Rows from a dataset of pages and code:
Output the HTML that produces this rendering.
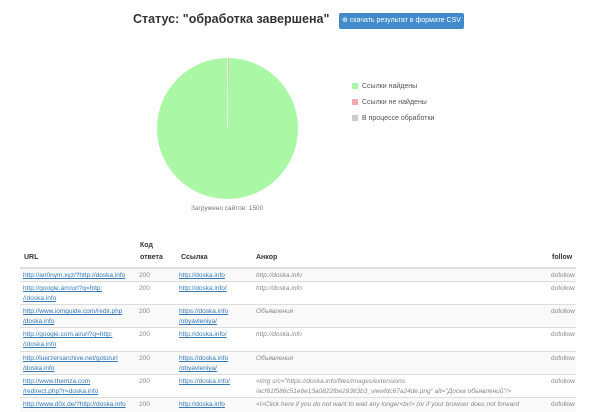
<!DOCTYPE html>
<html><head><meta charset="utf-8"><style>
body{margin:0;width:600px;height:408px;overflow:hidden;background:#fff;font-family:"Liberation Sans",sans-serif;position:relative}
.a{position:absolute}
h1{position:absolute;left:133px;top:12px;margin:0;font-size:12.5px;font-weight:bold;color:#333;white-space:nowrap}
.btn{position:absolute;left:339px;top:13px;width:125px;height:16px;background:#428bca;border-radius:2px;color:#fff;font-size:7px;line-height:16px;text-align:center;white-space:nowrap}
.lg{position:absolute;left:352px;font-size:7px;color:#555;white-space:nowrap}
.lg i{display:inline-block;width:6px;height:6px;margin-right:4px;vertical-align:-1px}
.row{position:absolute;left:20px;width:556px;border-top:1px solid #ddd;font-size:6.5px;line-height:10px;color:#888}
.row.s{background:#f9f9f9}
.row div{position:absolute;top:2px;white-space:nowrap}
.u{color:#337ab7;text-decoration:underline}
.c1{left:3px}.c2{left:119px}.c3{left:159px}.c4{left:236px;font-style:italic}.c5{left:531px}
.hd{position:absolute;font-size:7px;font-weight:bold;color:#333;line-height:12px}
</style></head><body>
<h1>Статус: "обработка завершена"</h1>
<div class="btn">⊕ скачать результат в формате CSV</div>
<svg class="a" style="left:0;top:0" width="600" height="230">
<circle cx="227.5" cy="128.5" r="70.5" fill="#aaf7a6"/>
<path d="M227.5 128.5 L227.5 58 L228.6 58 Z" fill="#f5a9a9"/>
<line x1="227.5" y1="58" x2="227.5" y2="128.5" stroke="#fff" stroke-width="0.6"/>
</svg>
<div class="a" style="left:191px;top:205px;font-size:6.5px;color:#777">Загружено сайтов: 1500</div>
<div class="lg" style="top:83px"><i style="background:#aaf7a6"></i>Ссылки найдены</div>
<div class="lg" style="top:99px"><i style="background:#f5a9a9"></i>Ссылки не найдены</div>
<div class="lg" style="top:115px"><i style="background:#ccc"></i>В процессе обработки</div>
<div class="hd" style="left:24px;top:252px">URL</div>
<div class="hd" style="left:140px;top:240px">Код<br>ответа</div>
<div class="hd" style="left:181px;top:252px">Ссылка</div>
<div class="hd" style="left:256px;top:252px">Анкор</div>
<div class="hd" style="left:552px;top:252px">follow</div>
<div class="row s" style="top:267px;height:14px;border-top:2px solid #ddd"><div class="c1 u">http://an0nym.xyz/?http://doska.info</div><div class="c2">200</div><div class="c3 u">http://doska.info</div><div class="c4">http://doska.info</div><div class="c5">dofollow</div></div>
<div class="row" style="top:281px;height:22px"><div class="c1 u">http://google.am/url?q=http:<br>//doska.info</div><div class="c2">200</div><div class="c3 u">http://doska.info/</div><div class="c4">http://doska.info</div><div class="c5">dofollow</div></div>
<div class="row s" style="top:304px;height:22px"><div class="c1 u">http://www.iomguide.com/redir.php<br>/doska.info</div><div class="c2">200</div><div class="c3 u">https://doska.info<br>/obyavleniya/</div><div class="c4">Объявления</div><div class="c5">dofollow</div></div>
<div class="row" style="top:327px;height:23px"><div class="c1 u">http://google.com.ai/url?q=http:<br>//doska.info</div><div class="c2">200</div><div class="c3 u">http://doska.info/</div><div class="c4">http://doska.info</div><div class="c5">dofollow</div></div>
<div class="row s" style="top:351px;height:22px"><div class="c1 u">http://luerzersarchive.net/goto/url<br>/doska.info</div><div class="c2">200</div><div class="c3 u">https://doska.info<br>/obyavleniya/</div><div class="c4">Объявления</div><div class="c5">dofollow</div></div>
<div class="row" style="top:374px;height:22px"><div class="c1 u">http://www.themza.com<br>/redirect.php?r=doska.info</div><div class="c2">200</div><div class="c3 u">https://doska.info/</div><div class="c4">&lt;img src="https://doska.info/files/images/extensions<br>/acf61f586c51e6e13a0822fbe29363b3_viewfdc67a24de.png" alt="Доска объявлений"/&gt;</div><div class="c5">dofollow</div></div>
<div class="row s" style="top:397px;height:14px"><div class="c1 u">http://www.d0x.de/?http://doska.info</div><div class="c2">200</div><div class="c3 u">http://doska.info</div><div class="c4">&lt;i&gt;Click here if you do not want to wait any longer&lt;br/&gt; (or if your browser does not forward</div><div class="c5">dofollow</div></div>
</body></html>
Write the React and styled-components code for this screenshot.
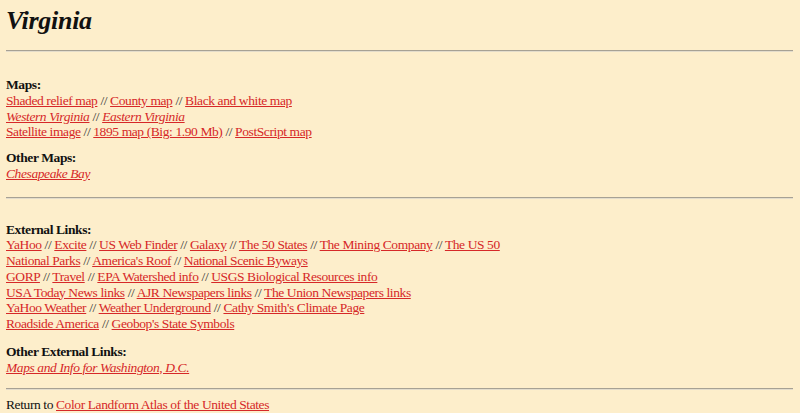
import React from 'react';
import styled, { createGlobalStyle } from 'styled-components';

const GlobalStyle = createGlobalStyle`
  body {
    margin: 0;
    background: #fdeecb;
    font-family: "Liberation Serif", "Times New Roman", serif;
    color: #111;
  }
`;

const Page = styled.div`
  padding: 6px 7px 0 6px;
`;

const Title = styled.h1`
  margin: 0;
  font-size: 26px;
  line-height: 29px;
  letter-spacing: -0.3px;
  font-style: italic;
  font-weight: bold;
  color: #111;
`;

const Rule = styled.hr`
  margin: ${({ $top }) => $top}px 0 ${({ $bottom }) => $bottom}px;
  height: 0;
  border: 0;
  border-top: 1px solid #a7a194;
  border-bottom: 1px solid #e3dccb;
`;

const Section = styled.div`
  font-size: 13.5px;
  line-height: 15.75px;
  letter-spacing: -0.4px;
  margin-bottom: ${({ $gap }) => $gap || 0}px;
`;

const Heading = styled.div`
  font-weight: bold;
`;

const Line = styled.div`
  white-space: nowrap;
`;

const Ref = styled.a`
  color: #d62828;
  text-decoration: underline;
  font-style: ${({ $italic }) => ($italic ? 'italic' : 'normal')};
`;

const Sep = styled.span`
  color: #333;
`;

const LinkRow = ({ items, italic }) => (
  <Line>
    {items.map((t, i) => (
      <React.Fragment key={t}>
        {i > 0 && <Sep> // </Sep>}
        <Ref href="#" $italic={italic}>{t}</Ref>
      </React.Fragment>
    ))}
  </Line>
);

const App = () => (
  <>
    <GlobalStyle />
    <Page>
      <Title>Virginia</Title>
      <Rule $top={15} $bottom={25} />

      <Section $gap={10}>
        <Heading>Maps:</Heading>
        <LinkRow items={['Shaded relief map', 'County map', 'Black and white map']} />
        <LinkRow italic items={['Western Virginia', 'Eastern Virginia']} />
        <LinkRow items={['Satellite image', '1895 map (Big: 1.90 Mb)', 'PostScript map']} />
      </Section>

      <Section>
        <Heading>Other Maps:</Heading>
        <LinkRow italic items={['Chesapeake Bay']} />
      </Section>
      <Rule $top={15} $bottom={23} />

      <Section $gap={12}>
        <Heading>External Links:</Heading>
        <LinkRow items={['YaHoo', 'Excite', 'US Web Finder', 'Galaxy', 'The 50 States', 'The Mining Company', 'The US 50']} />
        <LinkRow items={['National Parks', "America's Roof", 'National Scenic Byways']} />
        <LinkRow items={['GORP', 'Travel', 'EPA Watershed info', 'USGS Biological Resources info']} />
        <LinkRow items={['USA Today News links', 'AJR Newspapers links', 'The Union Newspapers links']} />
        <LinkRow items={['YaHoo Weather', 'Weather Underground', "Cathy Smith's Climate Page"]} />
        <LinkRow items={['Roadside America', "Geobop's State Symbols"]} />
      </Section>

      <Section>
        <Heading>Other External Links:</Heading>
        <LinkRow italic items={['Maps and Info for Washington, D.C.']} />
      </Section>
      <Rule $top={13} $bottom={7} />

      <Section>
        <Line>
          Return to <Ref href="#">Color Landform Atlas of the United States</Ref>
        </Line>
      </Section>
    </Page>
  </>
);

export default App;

SHORT PROBLEM:
Exclude the pictures, and transcribe all of the material exactly.

SOLUTION BELOW:
Output the HTML that produces this rendering.
<!DOCTYPE html>
<html><head><meta charset="utf-8"><style>
body{margin:0;width:600px;height:408px;overflow:hidden;background:#fff;font-family:"Liberation Sans",sans-serif;position:relative}
.a{position:absolute}
h1{position:absolute;left:133px;top:12px;margin:0;font-size:12.5px;font-weight:bold;color:#333;white-space:nowrap}
.btn{position:absolute;left:339px;top:13px;width:125px;height:16px;background:#428bca;border-radius:2px;color:#fff;font-size:7px;line-height:16px;text-align:center;white-space:nowrap}
.lg{position:absolute;left:352px;font-size:7px;color:#555;white-space:nowrap}
.lg i{display:inline-block;width:6px;height:6px;margin-right:4px;vertical-align:-1px}
.row{position:absolute;left:20px;width:556px;border-top:1px solid #ddd;font-size:6.5px;line-height:10px;color:#888}
.row.s{background:#f9f9f9}
.row div{position:absolute;top:2px;white-space:nowrap}
.u{color:#337ab7;text-decoration:underline}
.c1{left:3px}.c2{left:119px}.c3{left:159px}.c4{left:236px;font-style:italic}.c5{left:531px}
.hd{position:absolute;font-size:7px;font-weight:bold;color:#333;line-height:12px}
</style></head><body>
<h1>Статус: "обработка завершена"</h1>
<div class="btn">⊕ скачать результат в формате CSV</div>
<svg class="a" style="left:0;top:0" width="600" height="230">
<circle cx="227.5" cy="128.5" r="70.5" fill="#aaf7a6"/>
<path d="M227.5 128.5 L227.5 58 L228.6 58 Z" fill="#f5a9a9"/>
<line x1="227.5" y1="58" x2="227.5" y2="128.5" stroke="#fff" stroke-width="0.6"/>
</svg>
<div class="a" style="left:191px;top:205px;font-size:6.5px;color:#777">Загружено сайтов: 1500</div>
<div class="lg" style="top:83px"><i style="background:#aaf7a6"></i>Ссылки найдены</div>
<div class="lg" style="top:99px"><i style="background:#f5a9a9"></i>Ссылки не найдены</div>
<div class="lg" style="top:115px"><i style="background:#ccc"></i>В процессе обработки</div>
<div class="hd" style="left:24px;top:252px">URL</div>
<div class="hd" style="left:140px;top:240px">Код<br>ответа</div>
<div class="hd" style="left:181px;top:252px">Ссылка</div>
<div class="hd" style="left:256px;top:252px">Анкор</div>
<div class="hd" style="left:552px;top:252px">follow</div>
<div class="row s" style="top:267px;height:14px;border-top:2px solid #ddd"><div class="c1 u">http://an0nym.xyz/?http://doska.info</div><div class="c2">200</div><div class="c3 u">http://doska.info</div><div class="c4">http://doska.info</div><div class="c5">dofollow</div></div>
<div class="row" style="top:281px;height:22px"><div class="c1 u">http://google.am/url?q=http:<br>//doska.info</div><div class="c2">200</div><div class="c3 u">http://doska.info/</div><div class="c4">http://doska.info</div><div class="c5">dofollow</div></div>
<div class="row s" style="top:304px;height:22px"><div class="c1 u">http://www.iomguide.com/redir.php<br>/doska.info</div><div class="c2">200</div><div class="c3 u">https://doska.info<br>/obyavleniya/</div><div class="c4">Объявления</div><div class="c5">dofollow</div></div>
<div class="row" style="top:327px;height:23px"><div class="c1 u">http://google.com.ai/url?q=http:<br>//doska.info</div><div class="c2">200</div><div class="c3 u">http://doska.info/</div><div class="c4">http://doska.info</div><div class="c5">dofollow</div></div>
<div class="row s" style="top:351px;height:22px"><div class="c1 u">http://luerzersarchive.net/goto/url<br>/doska.info</div><div class="c2">200</div><div class="c3 u">https://doska.info<br>/obyavleniya/</div><div class="c4">Объявления</div><div class="c5">dofollow</div></div>
<div class="row" style="top:374px;height:22px"><div class="c1 u">http://www.themza.com<br>/redirect.php?r=doska.info</div><div class="c2">200</div><div class="c3 u">https://doska.info/</div><div class="c4">&lt;img src="https://doska.info/files/images/extensions<br>/acf61f586c51e6e13a0822fbe29363b3_viewfdc67a24de.png" alt="Доска объявлений"/&gt;</div><div class="c5">dofollow</div></div>
<div class="row s" style="top:397px;height:14px"><div class="c1 u">http://www.d0x.de/?http://doska.info</div><div class="c2">200</div><div class="c3 u">http://doska.info</div><div class="c4">&lt;i&gt;Click here if you do not want to wait any longer&lt;br/&gt; (or if your browser does not forward</div><div class="c5">dofollow</div></div>
</body></html>
Write the React and styled-components code for this screenshot.
import React from 'react';
import styled, { createGlobalStyle } from 'styled-components';

const GlobalStyle = createGlobalStyle`
  body {
    margin: 0;
    background: #fdeecb;
    font-family: "Liberation Serif", "Times New Roman", serif;
    color: #111;
  }
`;

const Page = styled.div`
  padding: 6px 7px 0 6px;
`;

const Title = styled.h1`
  margin: 0;
  font-size: 26px;
  line-height: 29px;
  letter-spacing: -0.3px;
  font-style: italic;
  font-weight: bold;
  color: #111;
`;

const Rule = styled.hr`
  margin: ${({ $top }) => $top}px 0 ${({ $bottom }) => $bottom}px;
  height: 0;
  border: 0;
  border-top: 1px solid #a7a194;
  border-bottom: 1px solid #e3dccb;
`;

const Section = styled.div`
  font-size: 13.5px;
  line-height: 15.75px;
  letter-spacing: -0.4px;
  margin-bottom: ${({ $gap }) => $gap || 0}px;
`;

const Heading = styled.div`
  font-weight: bold;
`;

const Line = styled.div`
  white-space: nowrap;
`;

const Ref = styled.a`
  color: #d62828;
  text-decoration: underline;
  font-style: ${({ $italic }) => ($italic ? 'italic' : 'normal')};
`;

const Sep = styled.span`
  color: #333;
`;

const LinkRow = ({ items, italic }) => (
  <Line>
    {items.map((t, i) => (
      <React.Fragment key={t}>
        {i > 0 && <Sep> // </Sep>}
        <Ref href="#" $italic={italic}>{t}</Ref>
      </React.Fragment>
    ))}
  </Line>
);

const App = () => (
  <>
    <GlobalStyle />
    <Page>
      <Title>Virginia</Title>
      <Rule $top={15} $bottom={25} />

      <Section $gap={10}>
        <Heading>Maps:</Heading>
        <LinkRow items={['Shaded relief map', 'County map', 'Black and white map']} />
        <LinkRow italic items={['Western Virginia', 'Eastern Virginia']} />
        <LinkRow items={['Satellite image', '1895 map (Big: 1.90 Mb)', 'PostScript map']} />
      </Section>

      <Section>
        <Heading>Other Maps:</Heading>
        <LinkRow italic items={['Chesapeake Bay']} />
      </Section>
      <Rule $top={15} $bottom={23} />

      <Section $gap={12}>
        <Heading>External Links:</Heading>
        <LinkRow items={['YaHoo', 'Excite', 'US Web Finder', 'Galaxy', 'The 50 States', 'The Mining Company', 'The US 50']} />
        <LinkRow items={['National Parks', "America's Roof", 'National Scenic Byways']} />
        <LinkRow items={['GORP', 'Travel', 'EPA Watershed info', 'USGS Biological Resources info']} />
        <LinkRow items={['USA Today News links', 'AJR Newspapers links', 'The Union Newspapers links']} />
        <LinkRow items={['YaHoo Weather', 'Weather Underground', "Cathy Smith's Climate Page"]} />
        <LinkRow items={['Roadside America', "Geobop's State Symbols"]} />
      </Section>

      <Section>
        <Heading>Other External Links:</Heading>
        <LinkRow italic items={['Maps and Info for Washington, D.C.']} />
      </Section>
      <Rule $top={13} $bottom={7} />

      <Section>
        <Line>
          Return to <Ref href="#">Color Landform Atlas of the United States</Ref>
        </Line>
      </Section>
    </Page>
  </>
);

export default App;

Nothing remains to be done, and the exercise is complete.